[GIVEN INSTRUCTION] Skipping all pictures, set down the lines of the listing from the first through the one with "MdMessage, MdPinDrop, MdPublic".

# START OF INFORMATION SHOWN

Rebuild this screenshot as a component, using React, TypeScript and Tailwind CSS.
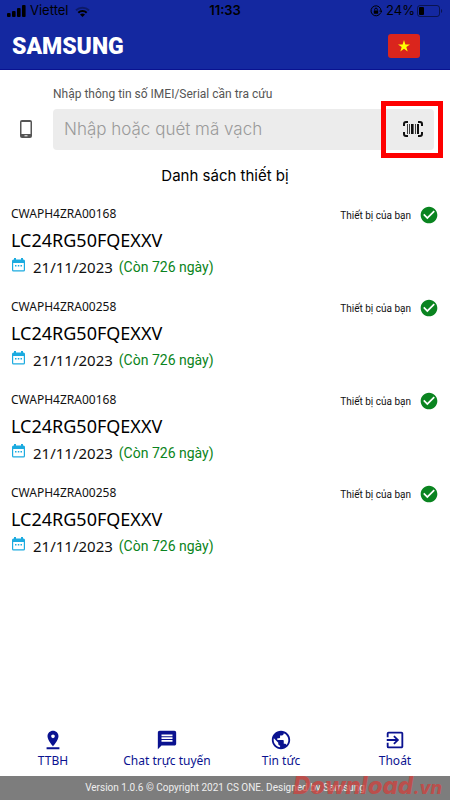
import { MdCheckCircle, MdExitToApp, MdMessage, MdPinDrop, MdPublic } from 'react-icons/md'

const devices = [
  { serial: 'CWAPH4ZRA00168', model: 'LC24RG50FQEXXV', date: '21/11/2023', left: 726 },
  { serial: 'CWAPH4ZRA00258', model: 'LC24RG50FQEXXV', date: '21/11/2023', left: 726 },
  { serial: 'CWAPH4ZRA00168', model: 'LC24RG50FQEXXV', date: '21/11/2023', left: 726 },
  { serial: 'CWAPH4ZRA00258', model: 'LC24RG50FQEXXV', date: '21/11/2023', left: 726 },
]

const tabs = [
  { label: 'TTBH', Icon: MdPinDrop },
  { label: 'Chat trực tuyến', Icon: MdMessage },
  { label: 'Tin tức', Icon: MdPublic },
  { label: 'Thoát', Icon: MdExitToApp },
]

const StatusBar = () => (
  <div className="grid grid-cols-[1fr_auto_1fr] items-center px-[7px] h-[22px] text-black font-['Inter',sans-serif] text-[13px]">
    <div className="flex items-center gap-1">
      <svg width="19" height="12" viewBox="0 0 19 12" fill="currentColor">
        <rect x="0" y="8" width="3.6" height="4" rx="1" />
        <rect x="5" y="6" width="3.6" height="6" rx="1" />
        <rect x="10" y="3" width="3.6" height="9" rx="1" />
        <rect x="15" y="0" width="3.6" height="12" rx="1" />
      </svg>
      <span>Viettel</span>
      <svg className="ml-0.5" width="15" height="11" viewBox="0 0 15 11" fill="none" stroke="currentColor" strokeWidth="2">
        <path d="M1 4.2a9.5 9.5 0 0 1 13 0" opacity=".35" />
        <path d="M3.3 6.8a6 6 0 0 1 8.4 0" />
        <path d="M7.5 11 5 8.6a3.6 3.6 0 0 1 5 0z" fill="currentColor" stroke="none" />
      </svg>
    </div>
    <span className="font-semibold">11:33</span>
    <div className="flex items-center justify-end">
      <svg className="mr-1" width="12" height="12" viewBox="0 0 12 12" fill="none" stroke="currentColor">
        <path d="M10.5 8A5 5 0 1 1 11 6M9.3 5.6 11 7.4l1-2" />
        <rect x="3.8" y="5.4" width="4.4" height="3.4" rx=".5" fill="currentColor" stroke="none" />
        <path d="M4.7 5.5V4.4a1.3 1.3 0 0 1 2.6 0v1.1" />
      </svg>
      <span className="mr-0.5">24%</span>
      <svg width="26" height="12" viewBox="0 0 26 12" fill="none">
        <rect x=".5" y=".5" width="22" height="11" rx="2.5" stroke="currentColor" opacity=".5" />
        <rect x="2" y="2" width="5" height="8" rx="1" fill="currentColor" />
        <path d="M24 4v4c1.6-.6 1.6-3.4 0-4z" fill="currentColor" opacity=".5" />
      </svg>
    </div>
  </div>
)

const Flag = () => (
  <svg width="32" height="24" viewBox="0 0 32 24">
    <rect width="32" height="24" rx="3" fill="#da251d" />
    <path fill="#ff0" d="m16 6 1.4 4.4H22l-3.7 2.7 1.4 4.4L16 14.8l-3.7 2.7 1.4-4.4-3.7-2.7h4.6z" />
  </svg>
)

const PhoneIcon = () => (
  <svg width="12" height="18" viewBox="0 0 12 18">
    <rect width="12" height="18" rx="2" fill="#555" />
    <rect x="1.5" y="2" width="9" height="12" fill="#fff" />
    <path d="M4.5 15.8h3" stroke="#fff" />
  </svg>
)

const ScanIcon = () => (
  <svg width="20" height="16" viewBox="0 0 20 16" fill="none" stroke="#111">
    <path strokeWidth="2" d="M5 1H3a2 2 0 0 0-2 2v2M15 1h2a2 2 0 0 1 2 2v2M5 15H3a2 2 0 0 1-2-2v-2M15 15h2a2 2 0 0 0 2-2v-2" />
    <path d="M4.5 3v10M6.5 3v10M12.5 3v10" opacity=".8" />
    <path strokeWidth="2" d="M9 3v10M15 3v10" />
    <path d="M10.5 3v10" opacity=".6" />
  </svg>
)

const CalendarIcon = () => (
  <svg className="mt-0.5 self-start" width="13" height="14" viewBox="0 0 13 14">
    <path fill="#1cabe0" fillRule="evenodd" d="M2 0h2v1.5h5V0h2v1.5h.5A1.5 1.5 0 0 1 13 3v9a1.5 1.5 0 0 1-1.5 1.500h-10A1.5 1.5 0 0 1 0 12V3a1.5 1.5 0 0 1 1.5-1.5H2zM1.2 5v7.300h10.600V5z" />
    <path fill="#1cabe0" d="M3 7h1.5v1.5H3zM5.8 7h1.5v1.5H5.8zM8.5 7H10v1.5H8.5z" />
  </svg>
)

const Device = ({ serial, model, date, left }: (typeof devices)[number]) => (
  <li className="flex h-[93px] items-start justify-between">
    <div>
      <p className="text-xs leading-5">{serial}</p>
      <h2 className="text-lg leading-8 text-black">{model}</h2>
      <p className="flex items-center pl-px text-[15px] leading-[22px]">
        <CalendarIcon />
        <span className="ml-2">{date}</span>
        <span className="ml-1.5 font-['Roboto',sans-serif] text-sm leading-[22px] text-[#0a8420]">(Còn {left} ngày)</span>
      </p>
    </div>
    <div className="flex items-center gap-2 font-['Roboto',sans-serif] text-[10px] leading-5">
      <span className="pt-0.5">Thiết bị của bạn</span>
      <MdCheckCircle size={20} color="#0a8420" />
    </div>
  </li>
)

const App = () => {
  return (
    <div className="flex min-h-screen flex-col bg-white text-[#111] font-['Noto_Sans',sans-serif]">
      <header className="h-[70px] bg-[#1428a0] border-b border-[#0a1290]">
        <StatusBar />
        <div className="flex h-[47px] items-center justify-between pl-3 pr-[30px]">
          <span className="pt-1 font-['Roboto',sans-serif] text-[23px] font-black text-white">SAMSUNG</span>
          <button aria-label="Tiếng Việt"><Flag /></button>
        </div>
      </header>

      <main className="flex-1">
        <form className="pl-5 pr-[7px] pt-4">
          <label htmlFor="imei" className="block pl-[33px] font-['Roboto',sans-serif] text-xs leading-4 text-[#555]">
            Nhập thông tin số IMEI/Serial cần tra cứu
          </label>
          <div className="flex h-[54px] items-center">
            <PhoneIcon />
            <input
              id="imei"
              placeholder="Nhập hoặc quét mã vạch"
              className="ml-[21px] h-[41px] min-w-0 flex-1 rounded-l-sm bg-[#ececec] px-[11px] font-['Inter',sans-serif] text-[17px] font-light placeholder:text-[#9a9a9a] focus:outline-none"
            />
            <button type="button" aria-label="Quét mã vạch" className="h-[57px] w-[62px] shrink-0 border-5 border-[#fe0000] bg-white py-[3px] pr-1">
              <span className="flex h-full items-center justify-center rounded-r-sm bg-[#ececec] pl-1.5">
                <ScanIcon />
              </span>
            </button>
          </div>
        </form>

        <h1 className="pt-2 text-center font-['Inter',sans-serif] text-[15px] leading-6 text-black">Danh sách thiết bị</h1>
        <ul className="px-[11px] pt-4">
          {devices.map((device, i) => <Device key={i} {...device} />)}
        </ul>
      </main>

      <nav className="flex justify-between pb-[5px] pl-2 pr-2.5 text-[#0a1290]">
        {tabs.map(({ label, Icon }) => (
          <button key={label} className="flex w-[90px] flex-col items-center text-xs leading-5">
            <Icon size={22} />
            {label}
          </button>
        ))}
      </nav>
      <footer className="relative h-6 bg-[#7d7d7d] text-center font-['Roboto',sans-serif] text-[10px] leading-6 text-[#eee]">
        Version 1.0.6 © Copyright 2021 CS ONE. Designed by Samsung
        <span className="absolute right-2 top-0 font-['Inter',sans-serif] text-2xl leading-5 font-extrabold italic text-[#d0403c]/75">
          Download<span className="text-lg leading-5">.vn</span>
        </span>
      </footer>
    </div>
  )
}

export default App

# END OF INFORMATION SHOWN

[FULL RESPONSE]
Rebuild this screenshot as a component, using React, TypeScript and Tailwind CSS.
import { MdCheckCircle, MdExitToApp, MdMessage, MdPinDrop, MdPublic } from 'react-icons/md'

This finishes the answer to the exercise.